Solve: $22-20\cos(\theta)=30$.
$\theta=\pi+\arccos\left(-\dfrac{2}{5}\right)$ and $\theta=2\pi+\arccos\left(-\dfrac{2}{5}\right)$
$\theta=\arccos\left(-\dfrac{2}{5}\right)$ only
$\theta=\arccos\left(-\dfrac{2}{5}\right)$ and $\theta=2\pi-\arccos\left(-\dfrac{2}{5}\right)$
$\theta=\arcsin\left(\dfrac{2}{5}\right)$ and $\theta=\pi-\arcsin\left(\dfrac{2}{5}\right)$
Explanation
Solving trigonometric equations in context requires determining angles that fit models of periodic phenomena like Ferris wheel motion. The equation $22 - 20 \cos(\theta) = 30$ simplifies to $\cos(\theta) = -\frac{2}{5}$, modeling the rider's height above ground. We use the inverse cosine function to find a reference angle, then consider the cosine's symmetry. This yields $\theta = \arccos\left(-\frac{2}{5}\right)$ and $\theta = 2\pi - \arccos\left(-\frac{2}{5}\right)$. Given the full cycle $0 \leq \theta \leq 2\pi$, both solutions are valid as they place the rider at 30 m in ascent and descent. A misconception is ignoring the negative cosine and only using positive solutions, missing one position. Always check solutions against the context to confirm they align with the model's period and restrictions.
A rotating spotlight points along the ground and then turns upward. The distance from the light to a wall is 25 m (horizontal), and the spot hits the wall at a height of 15 m. Let $\theta$ be the angle the beam makes with the ground. Which angle solves the model within the interval $0^\circ<\theta<90^\circ$?
Solve: $\tan(\theta)=\dfrac{15}{25}$.
$\theta=90^\circ-\arctan\left(\dfrac{15}{25}\right)$
$\theta=\arccos\left(\dfrac{15}{25}\right)$
$\theta=\arctan\left(\dfrac{15}{25}\right)$
$\theta=\arcsin\left(\dfrac{15}{25}\right)$
Explanation
Solving trigonometric equations in context involves finding beam angles in lighting scenarios using inverse trig. The equation tan(θ) = 15/25 models the spotlight's angle with the ground, 15 m opposite and 25 m adjacent. We use inverse tangent to isolate θ since it matches the ratio. Thus, θ = arctan(15/25). Given 0° < θ < 90°, this solution is suitable for the upward tilt. A distractor might subtract from 90°, but that's for complementary angles, not needed here. Always check solutions against the context to ensure they align with the described geometry and limits.
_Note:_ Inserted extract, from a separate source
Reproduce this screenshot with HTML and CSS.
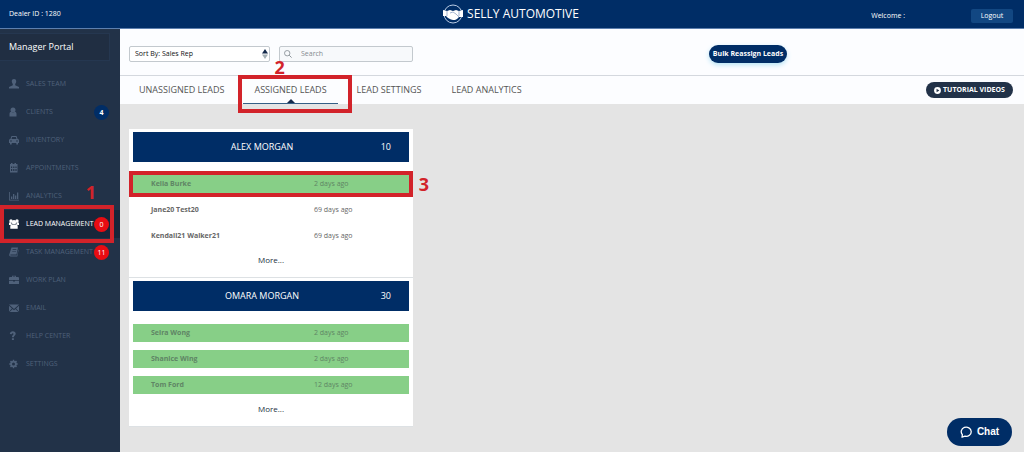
FILE: index.html
```html
<!DOCTYPE html>
<html lang="en">
<head>
<meta charset="utf-8">
<title>Selly Automotive - Assigned Leads</title>
<link rel="stylesheet" href="styles.css">
</head>
<body>
<header class="topbar">
  <span class="dealer">Dealer ID : 1280</span>
  <div class="brand">
    <svg class="logo" viewBox="0 0 20 20"><circle cx="10" cy="10" r="9" fill="none" stroke="#b9cbe4" stroke-width="1"/><path fill="#fff" d="M0 6l4 1 3-1 3 1 3-1 3 1 4-1v7l-4 0-2 2-2 1-2 0-2-.5-3-1.500-2-2-3 0z"/><path d="M7 9l3-1 3 2 3 3M4 7v5M16 7v5" fill="none" stroke="#7f97bd" stroke-width=".7"/></svg>
    <span>SELLY AUTOMOTIVE</span>
  </div>
  <div class="account">
    <span>Welcome :</span>
    <button class="logout" type="button">Logout</button>
  </div>
</header>
<div class="shell">
  <aside class="sidebar">
    <h1 class="portal">Manager Portal</h1>
    <nav class="menu">
      <a class="item" href="#"><svg class="icon" viewBox="0 0 10 10"><path d="M5 0c1.700 0 2.400 1.200 2.200 2.800-.1 1-.6 1.800-1 2.200v1.200L10 8v1.500H0V8l3.800-1.800V5c-.4-.4-.9-1.200-1-2.200C2.600 1.200 3.300 0 5 0z"/></svg><span class="label">SALES TEAM</span></a>
      <a class="item" href="#"><svg class="icon" viewBox="0 0 10 10"><circle cx="4" cy="3" r="2.500"/><path d="M.5 9.500V7c0-1.500.8-2.300 1.700-2.300 1 1 2.600 1 3.600 0 .9 0 1.700.8 1.700 2.300v2.500z"/></svg><span class="label">CLIENTS</span><span class="badge blue">4</span></a>
      <a class="item" href="#"><svg class="icon" viewBox="0 0 10 10"><path fill-rule="evenodd" d="M2.500 1h5l1.100 3c.8 0 1.400.6 1.400 1.400V8H9v1.500H7.300V8H2.700v1.500H1V8H0V5.400C0 4.600.6 4 1.400 4zM3.200 2L2.500 4h5l-.7-2zM2 5.200a.8.8 0 100 1.600.8.8 0 000-1.600zm6 0a.8.8 0 100 1.600.8.8 0 000-1.600z"/></svg><span class="label">INVENTORY</span></a>
      <a class="item" href="#"><svg class="icon" viewBox="0 0 10 10"><path fill-rule="evenodd" d="M1 1h1V0h1.500v1h2V0H7v1h1.500v8.500H1zM2 3.500V5h1.200V3.500zm2.200 0V5h1.200V3.500zm2.200 0V5h1.200V3.500zM2 6v2h1.200V6zm2.200 0v2h1.200V6zm2.200 0v2h1.200V6z"/></svg><span class="label">APPOINTMENTS</span></a>
      <a class="item" href="#"><svg class="icon" viewBox="0 0 10 10"><path d="M0 1h.8v7.700H10v.8H0zM2 5.500h1.300V8H2zM4 3h1.300v5H4zM6 4.500h1.300V8H6zM8 1.500h1.300V8H8z"/></svg><span class="label">ANALYTICS</span></a>
      <a class="item active" href="#" aria-current="page"><svg class="icon" viewBox="0 0 10 10"><circle cx="2" cy="2" r="1.700"/><circle cx="8" cy="2" r="1.700"/><circle cx="5" cy="3.300" r="2.200"/><path d="M0 6V4.500C0 3.500 1 3.200 2.300 3.400 2.400 4.500 3 5.300 2 6zM10 6V4.500c0-1-1-1.300-2.300-1.100C7.600 4.500 7 5.300 8 6zM1.300 9.800V7.200C1.300 6 2.200 5.300 3 5.200c1.100.8 2.900.8 4 0 .8.1 1.700.8 1.700 2v2.600z"/></svg><span class="label">LEAD MANAGEMENT</span><span class="badge red">0</span><span class="mark mark-menu"><b class="step">1</b></span></a>
      <a class="item" href="#"><svg class="icon" viewBox="0 0 10 10"><path fill-rule="evenodd" d="M2.500.5H9L7.500 7.500H1.800c-.8 0-.8 1 0 1H8l1.300-6 .3.500L8.300 9.500H1.500C.5 9.500-.1 8.500.3 7.300zM3.700 2.200l-.2.700h3.800l.2-.7zM3.300 3.900l-.2.700h3.800l.2-.7z"/></svg><span class="label">TASK MANAGEMENT</span><span class="badge red">11</span></a>
      <a class="item" href="#"><svg class="icon" viewBox="0 0 10 10"><path fill-rule="evenodd" d="M3 2V.8h4V2h2.300l.7.700V5H0V2.700L.7 2zm.8-.5V2h2.400v-.5zM0 5.700h4v.8h2v-.8h4V9H0z"/></svg><span class="label">WORK PLAN</span></a>
      <a class="item" href="#"><svg class="icon" viewBox="0 0 10 10"><path d="M0 1.500h10L5 6zM0 2.700l3 2.700-3 3zM10 2.700L7 5.400l3 3zM.5 9l3.200-3L5 7.200 6.300 6l3.200 3z"/></svg><span class="label">EMAIL</span></a>
      <a class="item" href="#"><svg class="icon" viewBox="0 0 10 10"><path d="M.8 3C1 1 2.300.2 3.800.2c1.700 0 2.900.9 2.900 2.400C6.700 4.600 4.900 4.600 4.900 6.300H2.900c0-2.200 1.600-2.300 1.600-3.400C4.500 1.900 3 1.900 2.800 3.300zM2.900 7.200h2V9h-2z"/></svg><span class="label">HELP CENTER</span></a>
      <a class="item" href="#"><svg class="icon" viewBox="0 0 10 10"><circle cx="4.500" cy="5" r="2.400" fill="none" stroke="currentColor" stroke-width="1.800"/><path d="M4.500.8v1.700M4.500 7.500v1.700M.3 5H2M7 5h1.700M1.500 2l1.300 1.300M6.200 6.700L7.500 8M7.500 2L6.200 3.300M2.800 6.700L1.500 8" stroke="currentColor" stroke-width="1.500"/></svg><span class="label">SETTINGS</span></a>
    </nav>
  </aside>
  <main class="main">
    <div class="toolbar">
      <div class="field">
        <select class="sort" aria-label="Sort by"><option>Sort By: Sales Rep</option></select>
        <svg class="sort-arrows" viewBox="0 0 6 10"><path d="M3 0l3 4.500H0z" fill="#14294b"/><path d="M3 10L0 5.500h6z" fill="#a5b0b5"/></svg>
      </div>
      <div class="field">
        <input class="search" type="search" placeholder="Search" aria-label="Search">
        <svg class="lens" viewBox="0 0 8 8"><circle cx="3.200" cy="3.200" r="2.700" fill="none" stroke="#8d959b" stroke-width=".9"/><path d="M5.200 5.200L7.600 7.600" stroke="#8d959b"/></svg>
      </div>
      <button class="bulk" type="button">Bulk Reassign Leads</button>
    </div>
    <div class="tabs">
      <a class="tab" href="#">UNASSIGNED LEADS</a>
      <a class="tab selected" href="#">ASSIGNED LEADS<span class="mark mark-tab"><b class="step">2</b></span></a>
      <a class="tab" href="#">LEAD SETTINGS</a>
      <a class="tab" href="#">LEAD ANALYTICS</a>
      <button class="tutorial" type="button"><svg class="play" viewBox="0 0 8 8"><circle cx="4" cy="4" r="3.900" fill="#fff"/><path d="M2.900 2l3.200 2-3.200 2z" fill="#223248"/></svg>TUTORIAL VIDEOS</button>
    </div>
    <div class="board">
      <section class="card">
        <h2 class="rep"><span>ALEX MORGAN</span><span class="count">10</span></h2>
        <ul class="leads">
          <li class="lead fresh"><b>Kelia Burke</b><span>2 days ago</span><span class="mark mark-lead"><b class="step">3</b></span></li>
          <li class="lead"><b>Jane20 Test20</b><span>69 days ago</span></li>
          <li class="lead"><b>Kendall21 Walker21</b><span>69 days ago</span></li>
        </ul>
        <a class="more" href="#">More...</a>
      </section>
      <section class="card">
        <h2 class="rep"><span>OMARA MORGAN</span><span class="count">30</span></h2>
        <ul class="leads">
          <li class="lead fresh"><b>Seira Wong</b><span>2 days ago</span></li>
          <li class="lead fresh"><b>Shanice Wing</b><span>2 days ago</span></li>
          <li class="lead fresh"><b>Tom Ford</b><span>12 days ago</span></li>
        </ul>
        <a class="more" href="#">More...</a>
      </section>
    </div>
  </main>
</div>
<button class="chat" type="button"><svg class="bubble" viewBox="0 0 12 12"><path d="M2 11.200l.4-2.500A5 4.600 0 1 1 5 10.200z" fill="none" stroke="#fff" stroke-width="1.300" stroke-linejoin="round"/></svg>Chat</button>
</body>
</html>
```
FILE: styles.css
```css
* { box-sizing: border-box; }
body {
  margin: 0;
  min-height: 100vh;
  display: flex;
  flex-direction: column;
  font-family: "Open Sans", "Noto Sans", sans-serif;
  font-size: 7px;
  line-height: 12px;
  color: #555;
}
a { color: inherit; text-decoration: none; }
button, input, select { font: inherit; }

.topbar {
  display: grid;
  grid-template-columns: 1fr auto 1fr;
  align-items: center;
  height: 29px;
  padding: 0 11px 0 9px;
  background: #002d66;
  border-bottom: 1px solid #5d7fae;
  color: #fff;
}
.brand { display: flex; align-items: center; gap: 4px; font-size: 12px; line-height: 16px; }
.logo { width: 20px; height: 20px; }
.account { display: flex; align-items: center; justify-content: flex-end; gap: 66px; padding-top: 3px; }
.logout {
  width: 42px;
  height: 14px;
  padding: 0;
  border: 0;
  border-radius: 2px;
  background: #124782;
  color: #fff;
  line-height: 14px;
}

.shell { flex: 1; display: flex; }
.sidebar { width: 120px; flex: none; background: #223248; }
.portal {
  margin: 4px 10px 7px 0;
  padding: 0 9px;
  border: 1px solid #253750;
  border-left: 0;
  background: #202e42;
  color: #fff;
  font-size: 9px;
  font-weight: 500;
  line-height: 26px;
}
.menu { display: flex; flex-direction: column; padding-top: 2px; }
.item {
  position: relative;
  display: flex;
  align-items: center;
  height: 28px;
  padding: 0 11px 0 9px;
  color: #4f617a;
}
.icon { width: 10px; height: 10px; margin-right: 7px; fill: currentColor; }
.label { flex: 1; white-space: nowrap; }
.active { background: #18263a; color: #fff; }
.badge {
  width: 15px;
  height: 15px;
  border-radius: 50%;
  color: #fff;
  line-height: 15px;
  text-align: center;
}
.blue { background: #002d66; font-weight: 700; }
.red { background: #e80c12; }

.main { flex: 1; min-width: 0; display: flex; flex-direction: column; background: #e4e4e4; }
.toolbar {
  display: flex;
  align-items: center;
  gap: 9px;
  height: 47px;
  padding: 3px 9px 0;
  background: #fcfdff;
  border-bottom: 1px solid #d4d8de;
}
.field { position: relative; display: flex; }
.sort, .search {
  appearance: none;
  height: 16px;
  margin: 0;
  border: 1px solid #c3c9ce;
  border-radius: 2px;
  outline: 0;
}
.sort { width: 141px; padding: 0 5px; background: #fff; color: #111; }
.search { width: 134px; padding: 0 21px; background: #f7f9fb; color: #777; }
.search::placeholder { color: #858b90; }
.sort-arrows { position: absolute; right: 2px; top: 3px; width: 6px; height: 10px; }
.lens { position: absolute; left: 5px; top: 4px; width: 8px; height: 8px; }
.bulk {
  width: 78px;
  height: 18px;
  margin: 0 228px 0 auto;
  padding: 0;
  border: 0;
  border-radius: 9px;
  background: #002d66;
  box-shadow: 0 2px 5px #b5e3f5;
  color: #fff;
  font-weight: 700;
  white-space: nowrap;
}

.tabs {
  display: flex;
  align-items: stretch;
  height: 28px;
  padding: 0 11px 0 8px;
  background: #fcfdff;
}
.tab {
  position: relative;
  padding: 0 11px;
  margin-right: 8px;
  color: #555;
  font-size: 9px;
  line-height: 27px;
  white-space: nowrap;
}
.selected { border-bottom: 1px solid #355f86; }
.selected::after {
  content: "";
  position: absolute;
  left: 50%;
  bottom: 0;
  margin-left: -4px;
  border: 4px solid transparent;
  border-top: 0;
  border-bottom-color: #14294b;
}
.tutorial {
  display: flex;
  align-items: center;
  justify-content: center;
  gap: 2px;
  align-self: center;
  width: 87px;
  height: 16px;
  margin-left: auto;
  padding: 0;
  border: 0;
  border-radius: 8px;
  background: #223248;
  color: #fff;
  font-weight: 700;
  white-space: nowrap;
}
.play { width: 7px; height: 7px; }

.board { padding: 25px 9px 27px; }
.card {
  width: 284px;
  padding: 3px 4px 10px;
  background: #fff;
  border-bottom: 1px solid #dde1e4;
}
.rep {
  display: grid;
  grid-template-columns: 1fr auto 1fr;
  align-items: center;
  margin: 0 0 13px;
  padding: 0 18px 0 0;
  background: #002d66;
  color: #fff;
  font-size: 9px;
  font-weight: 400;
  line-height: 30px;
}
.rep span:first-child { grid-column: 2; }
.count { text-align: right; }
.leads { display: flex; flex-direction: column; gap: 8px; margin: 0; padding: 0; list-style: none; }
.lead {
  position: relative;
  display: grid;
  grid-template-columns: 163px 1fr;
  padding-left: 18px;
  color: #666;
  line-height: 18px;
}
.lead b { font-weight: 700; }
.fresh { background: #87cf87; color: #5f8565; }
.more { display: block; margin-top: 8px; color: #222f40; font-size: 8px; text-align: center; line-height: 14px; }

.mark { position: absolute; border: 4px solid #d2232a; z-index: 1; pointer-events: none; }
.mark-menu { left: 0; right: 6px; top: -5px; bottom: -5px; }
.mark-tab { left: -5px; right: -14px; top: -1px; bottom: -10px; }
.mark-lead { left: -4px; right: -4px; top: -4px; bottom: -4px; }
.mark .step { position: absolute; color: #d2232a; font-size: 18px; font-weight: 700; line-height: 20px; }
.mark-menu .step { right: 14px; top: -27px; }
.mark-tab .step { left: 32px; top: -22px; }
.mark-lead .step { right: -20px; top: -1px; }

.chat {
  position: fixed;
  right: 12px;
  bottom: 6px;
  display: flex;
  align-items: center;
  justify-content: center;
  gap: 5px;
  width: 65px;
  height: 28px;
  padding: 0;
  border: 0;
  border-radius: 14px;
  background: #002d66;
  color: #fff;
  font-family: "Liberation Sans", Arial, sans-serif;
  font-size: 10px;
  font-weight: 700;
}
.bubble { width: 12px; height: 12px; }
```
A lighthouse beam makes an angle of depression $\theta$ from the horizontal to a boat. The lighthouse light is 48 m above sea level, and the boat is 90 m horizontally from the point directly below the light. Which angle represents the correct solution within $0^\circ<\theta<90^\circ$?
Solve: $\tan(\theta)=\dfrac{48}{90}$.
$\theta=\arctan\left(\dfrac{48}{90}\right)$
$\theta=\arccos\left(\dfrac{48}{90}\right)$
$\theta=180^\circ-\arctan\left(\dfrac{48}{90}\right)$
$\theta=\arcsin\left(\dfrac{48}{90}\right)$
Explanation
Solving trigonometric equations in context involves calculating angles in scenarios like light beams or paths using inverse functions. The equation tan(θ) = 48/90 models the angle of depression from the lighthouse to the boat, with 48 m opposite and 90 m adjacent. We use the inverse tangent to solve since it relates opposite to adjacent. Thus, θ = arctan(48/90). The context restricts θ to 0° < θ < 90°, and this solution is appropriate. A common error is choosing arcsin for opposite over hypotenuse, but the hypotenuse isn't given. Always check solutions against the context to verify they fit the physical setup and interval.